Reason must be the basis of all enduring social growth.

When reason shall have learned to rebel against inequalities in liberties, and when this mental rebellion shall have become quite general, then will people have passed beyond danger of relapse into savagery.

Then parent and child shall not be master and slave, a relation distasteful to reasoning people, but they shall be friend and friend. There will be no restraints imposed except such as are absolutely necessary, and these will not take the form of blows and will be removed as early as possible.

Examples of such restraints as I mean are:

Detention from the brink of a precipice or an open well or the track of a coming locomotive, or of one child from striking another.

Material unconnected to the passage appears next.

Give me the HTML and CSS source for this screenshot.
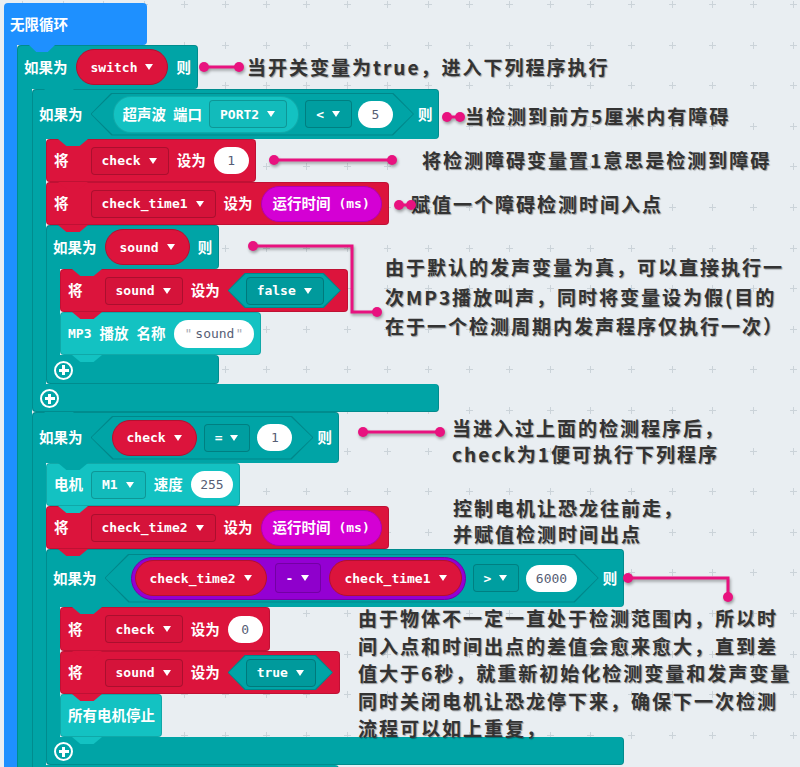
FILE: index.html
```html
<!DOCTYPE html>
<html lang="zh">
<head>
<meta charset="utf-8">
<title>无限循环</title>
<link rel="stylesheet" href="styles.css">
</head>
<body>
<div class="ws">
  <div class="program">
    <div class="c forever">
      <div class="hd"><span class="lbl">无限循环</span></div>
      <div class="bd"><div class="arm"></div><div class="stack">

        <div class="c logic cw15">
          <div class="hd h44"><span class="lbl">如果为</span><span class="pill var">switch<i class="ar"></i></span><span class="lbl">则</span></div>
          <div class="bd"><div class="arm"></div><div class="stack">

            <div class="c logic">
              <div class="hd h50"><span class="lbl">如果为</span>
                <div class="hex hx-a">
                  <span class="pill sonar"><span class="lbl">超声波</span><span class="lbl">端口</span><span class="dd">PORT2<i class="ar"></i></span></span>
                  <span class="dd">&lt;<i class="ar"></i></span>
                  <span class="num">5</span>
                </div>
                <span class="lbl">则</span></div>
              <div class="bd"><div class="arm"></div><div class="stack">
                <div class="blk red"><span class="lbl set">将</span><span class="dd">check<i class="ar"></i></span><span class="lbl">设为</span><span class="num">1</span></div>
                <div class="blk red"><span class="lbl set">将</span><span class="dd">check_time1<i class="ar"></i></span><span class="lbl">设为</span><span class="pill time"><span class="lbl">运行时间</span>&nbsp;(ms)</span></div>

                <div class="c logic">
                  <div class="hd h44"><span class="lbl">如果为</span><span class="pill var">sound<i class="ar"></i></span><span class="lbl">则</span></div>
                  <div class="bd"><div class="arm"></div><div class="stack">
                    <div class="blk red"><span class="lbl set">将</span><span class="dd">sound<i class="ar"></i></span><span class="lbl">设为</span><div class="hex hx-s"><span class="dd">false<i class="ar"></i></span></div></div>
                    <div class="blk tq"><span class="mono">MP3</span><span class="lbl">播放</span><span class="lbl">名称</span><span class="str"><span class="q">"</span><span class="sv">sound</span><span class="q">"</span></span></div>
                  </div></div>
                  <div class="ft h29"><span class="plus"></span></div>
                </div>

              </div></div>
              <div class="ft"><span class="plus"></span></div>
            </div>

            <div class="c logic">
              <div class="hd h51"><span class="lbl">如果为</span>
                <div class="hex hx-b">
                  <span class="pill var">check<i class="ar"></i></span>
                  <span class="dd">=<i class="ar"></i></span>
                  <span class="num">1</span>
                </div>
                <span class="lbl">则</span></div>
              <div class="bd"><div class="arm"></div><div class="stack">
                <div class="blk tq"><span class="lbl">电机</span><span class="dd">M1<i class="ar"></i></span><span class="lbl">速度</span><span class="num">255</span></div>
                <div class="blk red"><span class="lbl set">将</span><span class="dd">check_time2<i class="ar"></i></span><span class="lbl">设为</span><span class="pill time"><span class="lbl">运行时间</span>&nbsp;(ms)</span></div>

                <div class="c logic">
                  <div class="hd h58"><span class="lbl">如果为</span>
                    <div class="hex hx-c">
                      <span class="pill math">
                        <span class="pill var">check_time2<i class="ar"></i></span>
                        <span class="dd">-<i class="ar"></i></span>
                        <span class="pill var">check_time1<i class="ar"></i></span>
                      </span>
                      <span class="dd">&gt;<i class="ar"></i></span>
                      <span class="num">6000</span>
                    </div>
                    <span class="lbl">则</span></div>
                  <div class="bd"><div class="arm"></div><div class="stack">
                    <div class="blk red h44"><span class="lbl set">将</span><span class="dd">check<i class="ar"></i></span><span class="lbl">设为</span><span class="num">0</span></div>
                    <div class="blk red"><span class="lbl set">将</span><span class="dd">sound<i class="ar"></i></span><span class="lbl">设为</span><div class="hex hx-s"><span class="dd">true<i class="ar"></i></span></div></div>
                    <div class="blk tq"><span class="lbl">所有电机停止</span></div>
                  </div></div>
                  <div class="ft"><span class="plus"></span></div>
                </div>

              </div></div>
              <div class="ft"><span class="plus"></span></div>
            </div>

          </div></div>
          <div class="ft"><span class="plus"></span></div>
        </div>

      </div></div>
    </div>
  </div>

  <div class="note n1">当开关变量为true，进入下列程序执行</div>
  <div class="note n2">当检测到前方5厘米内有障碍</div>
  <div class="note n3">将检测障碍变量置1意思是检测到障碍</div>
  <div class="note n4">赋值一个障碍检测时间入点</div>
  <div class="note n5">由于默认的发声变量为真，可以直接执行一<br>次MP3播放叫声，同时将变量设为假(目的<br>在于一个检测周期内发声程序仅执行一次）</div>
  <div class="note n6">当进入过上面的检测程序后，<br>check为1便可执行下列程序</div>
  <div class="note n7">控制电机让恐龙往前走，<br>并赋值检测时间出点</div>
  <div class="note n8">由于物体不一定一直处于检测范围内，所以时<br>间入点和时间出点的差值会愈来愈大，直到差<br>值大于6秒，就重新初始化检测变量和发声变量<br>同时关闭电机让恐龙停下来，确保下一次检测<br>流程可以如上重复，</div>

  <svg class="wires" width="800" height="767" viewBox="0 0 800 767">
    <g class="w">
      <path d="M204 67H239"/><circle cx="204" cy="67" r="5"/><circle cx="239" cy="67" r="5"/>
      <path d="M447 117H460"/><circle cx="447" cy="117" r="5"/><circle cx="460" cy="117" r="5"/>
      <path d="M274 160H392"/><circle cx="274" cy="160" r="5"/><circle cx="392" cy="160" r="5"/>
      <path d="M399 205H411"/><circle cx="399" cy="205" r="5"/><circle cx="411" cy="205" r="5"/>
      <path d="M253 246H352V312H377"/><circle cx="253" cy="246" r="5"/><circle cx="377" cy="312" r="5"/>
      <path d="M363 432H440"/><circle cx="363" cy="432" r="5"/><circle cx="440" cy="432" r="5"/>
      <path d="M628 578H728V597"/><circle cx="628" cy="578" r="5"/><circle cx="728" cy="597" r="5"/>
    </g>
  </svg>
</div>
</body>
</html>
```

FILE: styles.css
```css
* { box-sizing: border-box; }
html, body { margin: 0; height: 767px; overflow: hidden; }
body { background: #e9eef2; font-family: "Noto Sans CJK SC", "Noto Sans", sans-serif; }

.ws { position: relative; width: 800px; height: 767px; overflow: hidden; background: #e9eef2; }
.ws::before, .ws::after { content: ""; position: absolute; inset: 0; pointer-events: none; }
.ws::before {
  background: repeating-linear-gradient(to bottom, transparent 0 4px, #cbd3d9 4px 5px, transparent 5px 40.6px);
  -webkit-mask-image: repeating-linear-gradient(to right, transparent 0 19px, #000 19px 26px, transparent 26px 40.6px);
  mask-image: repeating-linear-gradient(to right, transparent 0 19px, #000 19px 26px, transparent 26px 40.6px);
}
.ws::after {
  background: repeating-linear-gradient(to right, transparent 0 22px, #cbd3d9 22px 23px, transparent 23px 40.6px);
  -webkit-mask-image: repeating-linear-gradient(to bottom, transparent 0 1px, #000 1px 8px, transparent 8px 40.6px);
  mask-image: repeating-linear-gradient(to bottom, transparent 0 1px, #000 1px 8px, transparent 8px 40.6px);
}

.program { position: relative; z-index: 1; padding: 3px 0 0 4px; }

/* block structure */
.c { width: max-content; position: relative; }
.bd { display: flex; }
.arm { width: 14px; flex: none; box-shadow: inset 1px 0 0 rgba(0,0,0,.14); }
.stack { width: 0; flex: none; }
.hd, .blk {
  position: relative; display: flex; align-items: center; gap: 8px;
  width: max-content; height: 43px; padding: 0 7px 0 7px;
  color: #fff; border-radius: 4px; white-space: nowrap;
}
.blk { padding-left: 8px; box-shadow: inset 0 0 0 1px rgba(0,0,0,.13); }
.hd { border-bottom-left-radius: 0; box-shadow: inset 1px 1px 0 rgba(0,0,0,.14), inset -1px 0 0 rgba(0,0,0,.14); }
.ft { position: relative; height: 28px; border-radius: 0 4px 4px 4px; box-shadow: inset 1px -1px 0 rgba(0,0,0,.14), inset -1px 0 0 rgba(0,0,0,.14); }
.h29 { height: 29px; }
.h44 { height: 44px; }
.h50 { height: 50px; }
.h51 { height: 51px; }
.h58 { height: 58px; }

/* connection tabs */
.hd::after, .blk::after, .ft::after {
  content: ""; position: absolute; top: 100%; left: 12px; width: 30px; height: 7px;
  background: inherit; z-index: 3;
  clip-path: polygon(0 0, 100% 0, 72% 100%, 28% 100%);
}
.hd::after { left: 26px; }
.cw15 > .hd::after { left: 27px; }
.forever > .hd::after { left: 25px; width: 26px; }

/* colours */
.forever > .hd, .forever > .bd > .arm, .forever > .ft { background: #1e90ff; }
.forever > .hd { height: 42px; min-width: 143px; padding-left: 6px; box-shadow: none; }
.forever > .bd > .arm { width: 13px; box-shadow: none; }
.cw15 > .bd > .arm { width: 15px; }
.logic > .hd, .logic > .bd > .arm, .logic > .ft { background: #00a4a6; }
.red { background: #dc143c; }
.tq { background: #13c2c2; }

/* text */
.lbl { font: 700 14.5px/1 "Noto Sans CJK SC", sans-serif; color: #fff; }
.set { margin-right: 14px; }
.mono { font: 700 13px/1 "DejaVu Sans Mono", monospace; color: #fff; }

/* fields */
.dd {
  display: inline-flex; align-items: center; height: 28px; padding: 0 11px 0 10px;
  border: 1px solid rgba(0,0,0,.2); border-radius: 4px; background: rgba(0,0,0,.03);
  font: 700 13px/1 "DejaVu Sans Mono", monospace; color: #fff; white-space: pre;
}
.ar {
  display: inline-block; width: 0; height: 0; margin-left: 8px;
  border-left: 4.5px solid transparent; border-right: 4.5px solid transparent; border-top: 6px solid #fff;
}
.pill {
  display: inline-flex; align-items: center; height: 36px; border-radius: 18px;
  font: 700 13px/1 "DejaVu Sans Mono", monospace; color: #fff; white-space: pre;
}
.pill.var { background: #dc143c; border: 1px solid #b3102f; padding: 0 14px; }
.pill.time { background: #d400d4; border: 1px solid #b000b0; padding: 0 11px; }
.pill.sonar { background: #13c2c2; border: 1px solid rgba(0,0,0,.12); height: 37px; padding: 0 11px 0 9px; gap: 7px; }
.pill.math { background: #9400d3; border: 1px solid #7400a8; height: 43px; border-radius: 22px; padding: 0 3px; gap: 8px; }
.pill.math .dd { height: 30px; }
.num {
  display: inline-flex; align-items: center; justify-content: center;
  height: 27px; min-width: 35px; padding: 0 9.5px; border-radius: 14px; background: #fff;
  font: 400 13px/1 "DejaVu Sans Mono", monospace; color: #575e75;
}
.str {
  display: inline-flex; align-items: center; height: 28px; padding: 0 11px 0 10px; border-radius: 14px; background: #fff;
  font: 400 13px/1 "DejaVu Sans Mono", monospace; color: #575e75; margin-left: 1px;
}
.str .q { color: #a8aab5; }
.str .sv { margin: 0 1px 0 3px; }

/* boolean hexagons */
.hex {
  --p: 21px;
  position: relative; isolation: isolate; display: flex; align-items: center; gap: 7px;
  background: #00878a; margin-right: -4px;
  clip-path: polygon(var(--p) 0, calc(100% - var(--p)) 0, 100% 50%, calc(100% - var(--p)) 100%, var(--p) 100%, 0 50%);
}
.hex::before {
  content: ""; position: absolute; inset: 1px; z-index: -1; background: #00a4a6;
  clip-path: polygon(var(--p) 0, calc(100% - var(--p)) 0, 100% 50%, calc(100% - var(--p)) 100%, var(--p) 100%, 0 50%);
}
.hx-a { height: 43px; padding: 0 21px 0 22px; gap: 6px; --p: 21px; }
.hx-b { height: 44px; padding: 0 21px; --p: 22px; }
.hx-c { height: 49px; padding: 0 22px 0 26px; --p: 24px; }
.hx-s { height: 35px; padding: 0 17px 0 18px; --p: 17px; margin-right: 0; }
.hx-s .dd { background: #009a9c; border-color: #00797b; }

/* add buttons */
.plus {
  position: absolute; left: 8px; top: 50%; margin-top: -9px; width: 19px; height: 19px;
  border: 2px solid #fff; border-radius: 50%;
}
.plus::before, .plus::after { content: ""; position: absolute; background: #fff; left: 50%; top: 50%; }
.plus::before { width: 10px; height: 3px; margin: -1.5px 0 0 -5px; }
.plus::after { width: 3px; height: 10px; margin: -5px 0 0 -1.5px; }
.cw15 > .ft .plus { left: 9px; }

/* annotations */
.note {
  position: absolute; z-index: 4; white-space: nowrap;
  font: 700 19px/28px "Noto Sans CJK SC", sans-serif; letter-spacing: 2px;
  color: #333; text-shadow: 1px 1px 1px rgba(0,0,0,.35);
}
.n1 { left: 247px; top: 53px; }
.n2 { left: 465px; top: 102px; }
.n3 { left: 422px; top: 146px; }
.n4 { left: 411px; top: 190px; }
.n5 { left: 385px; top: 252px; line-height: 29.5px; }
.n6 { left: 452px; top: 415px; line-height: 25.5px; }
.n7 { left: 453px; top: 495px; line-height: 26px; }
.n8 { left: 358px; top: 604px; line-height: 27.5px; }

.wires { position: absolute; left: 0; top: 0; z-index: 5; pointer-events: none; filter: drop-shadow(1px 2px 1.5px rgba(0,0,0,.35)); }
.wires .w path { fill: none; stroke: #e8127f; stroke-width: 3; }
.wires .w circle { fill: #e8127f; }
```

Parents who recognize the fundamental principle of happiness through freedom and intelligence will, generally speaking, achieve results proportionate to the degree of their success in harmonizing their lives with this principle. The greater their intelligence the higher perfection will they reach in the interpretation and application of the law of equal freedom, and in preparing their children to attain harmonious relations with their environment.

SUPPLEMENTARY.

How to make liars of children:

I have said that infants have all things to learn. It would seem, and would be, superfluous to repeat a fact so well known, were it not true that most people credit little children with so much more knowledge than they could possibly have acquired in the given time. I have heard, not once but many times, mothers accuse young children of falsehood when I fully believed that the apparent misstatements were due in part to the little ones' weak grasp on the language which they attempted to speak, and partly to misinterpretation of facts. Even grown-up people do not look upon the simplest incident from exactly the same point of view; yet they expect from mere babes perfection of accuracy, and, being disappointed in this unreasonable expectation, accuse them of falsehood, and not infrequently worry them into admitting faults which have, in reality, no meaning to their dim understandings. But after lying has come to have meaning, the little mind becomes indifferent to truthfulness, finding that punishment falls the same, whether it inspire truth or falsehood. Thus the child is made a liar by its parents' ignorant endeavor to teach it regard for the truth.

But worse mistakes are made by those parents whose daily conversation with their children furnishes examples of untruthfulness. Who has not been frightened into obedience by tales of a bogie-man, a Chinaman, a black man, or a Santa Claus with his rattan,—stories which do triple injury by fostering cowardice, class hatred, and lying?